** begin Material shown **
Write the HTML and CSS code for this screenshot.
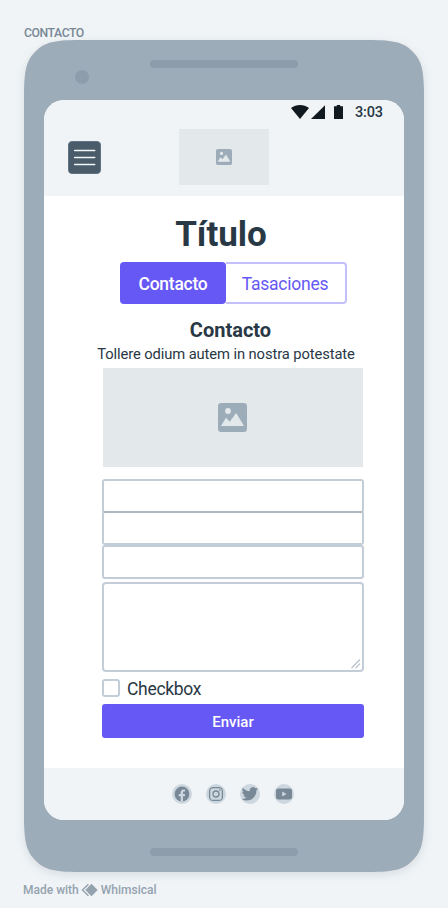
** end Material shown **
** begin Material shown **
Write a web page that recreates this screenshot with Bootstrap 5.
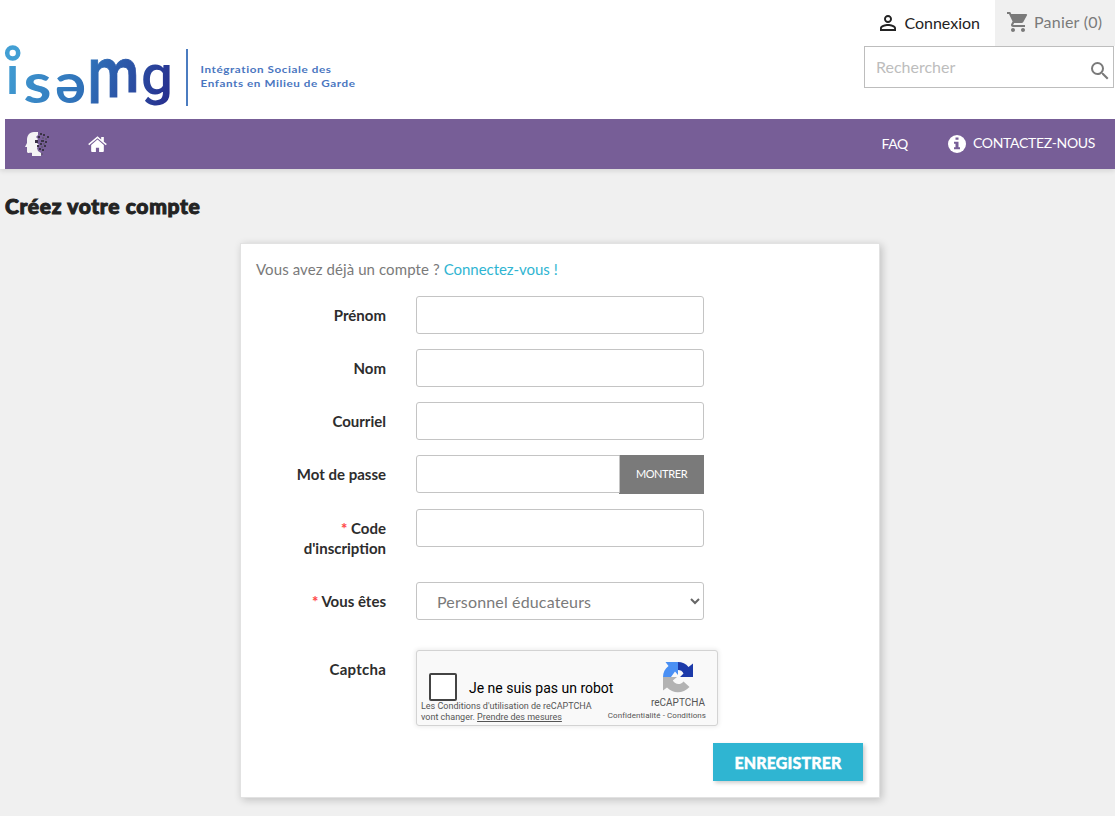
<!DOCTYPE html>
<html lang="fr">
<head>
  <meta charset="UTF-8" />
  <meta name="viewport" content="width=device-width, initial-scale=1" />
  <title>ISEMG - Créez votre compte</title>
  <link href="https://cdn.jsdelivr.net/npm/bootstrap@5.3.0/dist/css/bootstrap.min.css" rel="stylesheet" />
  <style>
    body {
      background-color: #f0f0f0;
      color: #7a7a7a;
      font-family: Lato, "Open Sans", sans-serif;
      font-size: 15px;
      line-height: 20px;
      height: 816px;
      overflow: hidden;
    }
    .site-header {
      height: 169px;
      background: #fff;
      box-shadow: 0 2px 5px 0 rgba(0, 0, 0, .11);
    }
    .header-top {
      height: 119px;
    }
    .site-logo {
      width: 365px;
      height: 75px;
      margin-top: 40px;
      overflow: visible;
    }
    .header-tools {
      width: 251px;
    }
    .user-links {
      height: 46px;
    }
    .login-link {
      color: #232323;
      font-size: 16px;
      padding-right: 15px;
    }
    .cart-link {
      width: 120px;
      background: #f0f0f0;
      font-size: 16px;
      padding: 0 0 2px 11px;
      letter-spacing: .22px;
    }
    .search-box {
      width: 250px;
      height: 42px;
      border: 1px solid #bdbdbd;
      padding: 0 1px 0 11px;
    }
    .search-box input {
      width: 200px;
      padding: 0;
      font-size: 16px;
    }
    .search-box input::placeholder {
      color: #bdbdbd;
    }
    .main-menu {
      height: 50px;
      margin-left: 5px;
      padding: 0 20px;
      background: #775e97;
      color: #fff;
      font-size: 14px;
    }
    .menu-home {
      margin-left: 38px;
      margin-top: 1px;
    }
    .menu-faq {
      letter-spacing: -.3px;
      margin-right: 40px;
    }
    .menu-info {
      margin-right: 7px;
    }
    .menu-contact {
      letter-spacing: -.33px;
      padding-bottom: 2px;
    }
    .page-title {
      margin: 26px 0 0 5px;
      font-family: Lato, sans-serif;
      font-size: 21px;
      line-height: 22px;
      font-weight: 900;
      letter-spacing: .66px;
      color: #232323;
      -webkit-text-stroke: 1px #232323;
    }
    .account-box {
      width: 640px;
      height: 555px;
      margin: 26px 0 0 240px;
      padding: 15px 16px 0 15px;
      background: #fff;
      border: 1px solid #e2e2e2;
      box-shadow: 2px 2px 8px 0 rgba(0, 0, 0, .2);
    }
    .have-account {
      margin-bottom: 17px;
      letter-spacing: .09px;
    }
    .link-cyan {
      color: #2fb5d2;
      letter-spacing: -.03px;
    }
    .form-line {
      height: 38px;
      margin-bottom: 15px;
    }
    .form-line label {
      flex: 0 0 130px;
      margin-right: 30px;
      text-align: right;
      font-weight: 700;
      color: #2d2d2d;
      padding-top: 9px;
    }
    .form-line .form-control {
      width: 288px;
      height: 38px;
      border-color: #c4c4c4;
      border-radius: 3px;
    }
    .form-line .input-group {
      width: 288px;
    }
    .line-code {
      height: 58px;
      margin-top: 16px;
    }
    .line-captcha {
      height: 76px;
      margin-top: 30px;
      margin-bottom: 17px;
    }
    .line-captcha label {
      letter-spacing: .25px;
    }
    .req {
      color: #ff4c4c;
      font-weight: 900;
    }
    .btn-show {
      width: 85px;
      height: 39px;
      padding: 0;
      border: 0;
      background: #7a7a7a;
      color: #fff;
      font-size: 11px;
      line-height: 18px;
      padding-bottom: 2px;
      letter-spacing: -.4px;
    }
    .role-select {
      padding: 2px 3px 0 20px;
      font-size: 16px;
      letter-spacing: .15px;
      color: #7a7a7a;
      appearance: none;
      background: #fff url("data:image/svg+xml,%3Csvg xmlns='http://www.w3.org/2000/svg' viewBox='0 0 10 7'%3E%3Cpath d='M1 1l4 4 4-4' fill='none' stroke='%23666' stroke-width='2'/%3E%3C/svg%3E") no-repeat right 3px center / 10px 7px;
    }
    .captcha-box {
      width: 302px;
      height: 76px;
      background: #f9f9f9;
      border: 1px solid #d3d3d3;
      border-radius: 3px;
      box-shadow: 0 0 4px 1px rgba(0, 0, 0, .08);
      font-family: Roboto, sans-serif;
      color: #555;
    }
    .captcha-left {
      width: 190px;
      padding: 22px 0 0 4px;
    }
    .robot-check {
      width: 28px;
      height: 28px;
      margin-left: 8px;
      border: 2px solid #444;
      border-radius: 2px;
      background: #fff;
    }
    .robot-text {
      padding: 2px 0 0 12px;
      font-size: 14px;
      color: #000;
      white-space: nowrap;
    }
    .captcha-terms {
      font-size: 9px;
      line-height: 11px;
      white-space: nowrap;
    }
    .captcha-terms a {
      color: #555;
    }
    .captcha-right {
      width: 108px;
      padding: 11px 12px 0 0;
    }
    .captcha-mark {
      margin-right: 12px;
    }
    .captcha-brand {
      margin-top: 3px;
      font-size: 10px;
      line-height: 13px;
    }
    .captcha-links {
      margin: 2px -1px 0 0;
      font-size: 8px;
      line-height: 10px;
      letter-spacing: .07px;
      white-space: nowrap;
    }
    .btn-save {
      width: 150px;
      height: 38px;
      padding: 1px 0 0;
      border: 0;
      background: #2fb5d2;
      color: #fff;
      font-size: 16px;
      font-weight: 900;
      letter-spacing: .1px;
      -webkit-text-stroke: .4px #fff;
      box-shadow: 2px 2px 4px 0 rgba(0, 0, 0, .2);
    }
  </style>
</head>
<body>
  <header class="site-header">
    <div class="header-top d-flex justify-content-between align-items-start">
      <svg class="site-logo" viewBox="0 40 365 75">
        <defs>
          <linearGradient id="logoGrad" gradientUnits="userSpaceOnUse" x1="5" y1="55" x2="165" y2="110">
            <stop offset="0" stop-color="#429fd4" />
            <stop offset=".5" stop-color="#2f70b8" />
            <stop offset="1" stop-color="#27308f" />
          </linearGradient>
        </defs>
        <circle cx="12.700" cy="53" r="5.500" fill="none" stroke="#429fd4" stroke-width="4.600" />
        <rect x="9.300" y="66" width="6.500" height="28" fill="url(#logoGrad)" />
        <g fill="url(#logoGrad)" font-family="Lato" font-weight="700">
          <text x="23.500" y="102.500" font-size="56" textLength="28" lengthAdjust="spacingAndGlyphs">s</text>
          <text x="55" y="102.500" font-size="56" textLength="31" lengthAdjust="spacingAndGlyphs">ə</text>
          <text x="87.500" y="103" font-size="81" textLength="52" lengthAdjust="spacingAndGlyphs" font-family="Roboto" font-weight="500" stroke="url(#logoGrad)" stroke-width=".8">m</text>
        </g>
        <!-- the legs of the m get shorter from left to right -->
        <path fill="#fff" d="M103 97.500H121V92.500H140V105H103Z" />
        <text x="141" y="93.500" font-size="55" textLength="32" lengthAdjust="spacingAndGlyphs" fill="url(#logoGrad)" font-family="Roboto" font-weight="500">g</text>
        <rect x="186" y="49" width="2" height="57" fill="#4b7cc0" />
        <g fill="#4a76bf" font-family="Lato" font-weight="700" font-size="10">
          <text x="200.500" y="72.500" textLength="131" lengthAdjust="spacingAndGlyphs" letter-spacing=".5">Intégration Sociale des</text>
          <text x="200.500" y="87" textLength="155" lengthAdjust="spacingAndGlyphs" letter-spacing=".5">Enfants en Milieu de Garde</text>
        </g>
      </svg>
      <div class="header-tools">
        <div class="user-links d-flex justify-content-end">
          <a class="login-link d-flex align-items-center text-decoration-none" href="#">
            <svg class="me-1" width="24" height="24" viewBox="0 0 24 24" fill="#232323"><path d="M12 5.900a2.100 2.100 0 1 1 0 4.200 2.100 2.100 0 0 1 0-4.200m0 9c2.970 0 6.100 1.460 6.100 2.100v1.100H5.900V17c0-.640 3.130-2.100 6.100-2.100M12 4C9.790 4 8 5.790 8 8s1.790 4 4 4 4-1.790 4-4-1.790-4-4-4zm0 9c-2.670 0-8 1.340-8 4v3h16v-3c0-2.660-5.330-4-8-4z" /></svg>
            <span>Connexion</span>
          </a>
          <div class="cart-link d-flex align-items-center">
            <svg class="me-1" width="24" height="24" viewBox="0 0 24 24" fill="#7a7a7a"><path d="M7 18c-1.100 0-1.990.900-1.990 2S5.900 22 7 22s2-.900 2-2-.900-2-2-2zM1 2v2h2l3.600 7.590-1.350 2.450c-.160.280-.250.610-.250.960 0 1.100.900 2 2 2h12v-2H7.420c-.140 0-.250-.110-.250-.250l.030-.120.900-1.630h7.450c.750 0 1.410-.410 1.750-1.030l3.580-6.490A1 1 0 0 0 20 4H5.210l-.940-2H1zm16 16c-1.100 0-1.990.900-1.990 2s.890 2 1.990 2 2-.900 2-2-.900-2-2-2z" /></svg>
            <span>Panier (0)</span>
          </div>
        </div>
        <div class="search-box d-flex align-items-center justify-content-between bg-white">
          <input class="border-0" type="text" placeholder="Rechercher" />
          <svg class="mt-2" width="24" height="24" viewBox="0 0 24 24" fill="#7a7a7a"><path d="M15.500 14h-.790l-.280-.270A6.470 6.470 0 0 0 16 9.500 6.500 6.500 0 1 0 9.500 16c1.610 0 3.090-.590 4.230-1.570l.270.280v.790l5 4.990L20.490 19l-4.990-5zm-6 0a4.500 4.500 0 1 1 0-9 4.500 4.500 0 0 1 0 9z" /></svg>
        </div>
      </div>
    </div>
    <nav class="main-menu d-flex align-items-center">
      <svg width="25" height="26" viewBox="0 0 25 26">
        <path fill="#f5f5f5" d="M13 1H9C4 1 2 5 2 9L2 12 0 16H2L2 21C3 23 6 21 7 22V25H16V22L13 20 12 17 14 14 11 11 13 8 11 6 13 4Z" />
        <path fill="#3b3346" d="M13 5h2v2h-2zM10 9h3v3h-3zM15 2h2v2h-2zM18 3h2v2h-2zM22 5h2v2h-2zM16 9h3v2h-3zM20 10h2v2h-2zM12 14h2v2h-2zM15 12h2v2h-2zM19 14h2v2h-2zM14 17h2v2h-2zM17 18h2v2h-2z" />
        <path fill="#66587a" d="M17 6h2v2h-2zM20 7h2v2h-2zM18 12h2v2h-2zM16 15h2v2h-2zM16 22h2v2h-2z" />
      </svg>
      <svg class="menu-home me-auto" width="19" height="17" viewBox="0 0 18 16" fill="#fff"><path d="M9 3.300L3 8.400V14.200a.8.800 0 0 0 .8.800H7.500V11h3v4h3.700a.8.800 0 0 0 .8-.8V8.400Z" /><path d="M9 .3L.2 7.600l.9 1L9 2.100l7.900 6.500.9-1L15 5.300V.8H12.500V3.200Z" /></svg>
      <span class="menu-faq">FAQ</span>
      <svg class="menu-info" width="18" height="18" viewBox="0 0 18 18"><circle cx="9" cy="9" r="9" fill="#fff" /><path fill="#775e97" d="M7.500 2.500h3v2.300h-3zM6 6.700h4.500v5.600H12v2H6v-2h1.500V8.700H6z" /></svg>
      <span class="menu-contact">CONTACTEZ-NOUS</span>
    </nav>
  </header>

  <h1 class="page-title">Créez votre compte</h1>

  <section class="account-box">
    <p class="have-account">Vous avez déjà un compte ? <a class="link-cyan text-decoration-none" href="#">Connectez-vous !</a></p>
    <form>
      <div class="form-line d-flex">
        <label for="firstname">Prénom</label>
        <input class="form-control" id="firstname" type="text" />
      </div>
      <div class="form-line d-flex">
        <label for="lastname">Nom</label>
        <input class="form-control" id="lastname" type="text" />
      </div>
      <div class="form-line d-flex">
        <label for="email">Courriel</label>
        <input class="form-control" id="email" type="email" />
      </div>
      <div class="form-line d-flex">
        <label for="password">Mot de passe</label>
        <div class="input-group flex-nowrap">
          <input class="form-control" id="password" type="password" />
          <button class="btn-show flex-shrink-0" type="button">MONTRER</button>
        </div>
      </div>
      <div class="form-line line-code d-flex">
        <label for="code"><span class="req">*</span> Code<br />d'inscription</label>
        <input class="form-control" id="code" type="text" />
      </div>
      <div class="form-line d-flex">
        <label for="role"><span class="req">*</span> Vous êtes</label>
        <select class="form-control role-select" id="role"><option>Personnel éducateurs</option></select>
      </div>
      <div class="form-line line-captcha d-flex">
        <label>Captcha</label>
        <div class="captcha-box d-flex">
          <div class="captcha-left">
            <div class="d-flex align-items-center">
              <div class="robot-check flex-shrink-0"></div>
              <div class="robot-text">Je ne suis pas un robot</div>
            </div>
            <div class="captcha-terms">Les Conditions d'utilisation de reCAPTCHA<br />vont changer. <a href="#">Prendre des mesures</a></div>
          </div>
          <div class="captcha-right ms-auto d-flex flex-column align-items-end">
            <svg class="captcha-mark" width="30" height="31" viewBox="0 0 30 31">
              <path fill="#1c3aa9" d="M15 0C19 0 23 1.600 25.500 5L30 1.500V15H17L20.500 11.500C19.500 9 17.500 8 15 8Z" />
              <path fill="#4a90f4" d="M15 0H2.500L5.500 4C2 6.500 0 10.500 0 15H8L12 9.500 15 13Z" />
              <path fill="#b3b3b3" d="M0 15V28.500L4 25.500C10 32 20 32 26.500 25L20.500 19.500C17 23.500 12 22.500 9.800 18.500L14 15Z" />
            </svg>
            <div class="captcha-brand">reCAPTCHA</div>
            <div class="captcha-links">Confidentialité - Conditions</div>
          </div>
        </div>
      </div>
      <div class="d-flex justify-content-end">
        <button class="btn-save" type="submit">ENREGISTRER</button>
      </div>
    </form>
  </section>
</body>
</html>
** end Material shown **
__Written problem__: Look through the records and gather every line containing "page".

__Output__:
Write a web page that recreates this screenshot with Bootstrap 5.
    .page-title {
  <h1 class="page-title">Créez votre compte</h1>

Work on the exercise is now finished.